Our music lessons give  our children opportunities to engage in the processes of music making - exploring, using and combining sounds through a range of different tasks as well as celebrating our performances. Throughout these activities they are able to explore sounds whilst applying their musical knowledge at increasing levels of depth. In doing so developing an understanding of the interrelated dimensions of music and key musical vocabulary. We engage in cross curricular activities and involve children in many larger scale projects, such as large scale regional choirs which allow them to experience togetherness and working with others. Appreciating beauty musically, developing creativity and individuality, singing, working together all help to develop our children spiritually through music.  


The curriculum map is planned to ensure progressive skill and knowledge based coverage of the schemes of work.These are linked to topics in each year group and allows for learning at increasing levels of depth. Knowledge organisers are used to support and summarise the learning for each year group on a termly basis.

Our music curriculum is designed to teach Music in a way that:

  • Allows children to explore sounds.
  • Gives opportunities to use voices and play instruments musically and with purpose.
  • Experience a range of musical styles.
  • Develop an understanding of the musical dimension through a progressive methodology and spiral learning curriculum.
  • Enjoy creative experiences and work in solo, group and larger scale performances.

Performance opportunities are frequent throughout the year including Christmas productions, assemblies, church services and end of year performances. We value the opportunity to perform in our local community such as Older Persons Christmas meetings and Carol singing at the local shopping centre and when possible participate in large scale events. There are extra-curricular music activities available throughout the year. Children are able to participate in choir, recorders, and ukuleles whilst also gaining credits towards Childrens University through attending these.

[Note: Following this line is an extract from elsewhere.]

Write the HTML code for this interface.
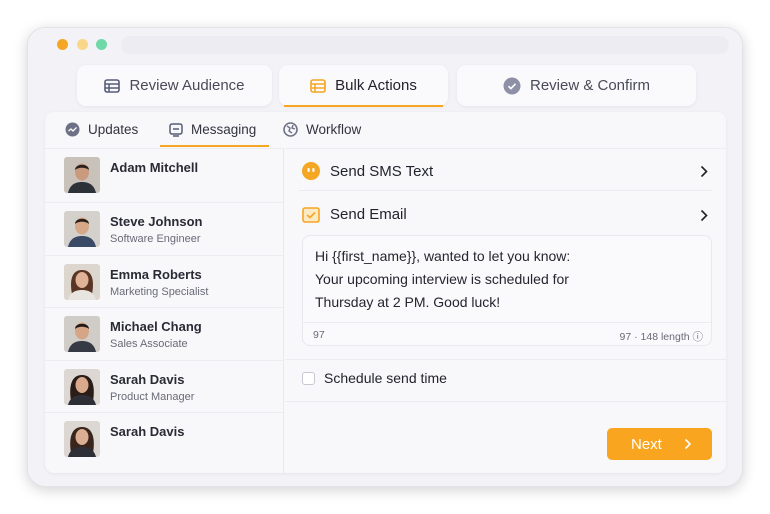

Pupils will see Music as being relevant to everyday life as well as being something that gives them a sense of wellbeing and helps them to develop and flourish spiritually. Being involved with music activities allows pupils to develop social skills and work collaboratively alongside others, skills they will need as they move on through their school life and ultimately to the wider world. The children will develop their ability to express themselves musically and apply the skills to which they have been exposed in a variety of ways.

Listening to and making music fulfils an instinctive human need for self-expression and creativity. It stimulates responses both on emotional and intellectual levels and perhaps most importantly of all, it can be a lifelong source of pleasure. Music can be used as a stimulus across the curriculum as well as in its own right.

We enjoy listening to, and performing, a range of musical styles. The knowledge of the work of a range of musicians and composers contributes to cultural understanding and an appreciation of different styles and tastes in music. 

Psalm 98: verse 1

Sing to the Lord a new song, for He has done marvelous things.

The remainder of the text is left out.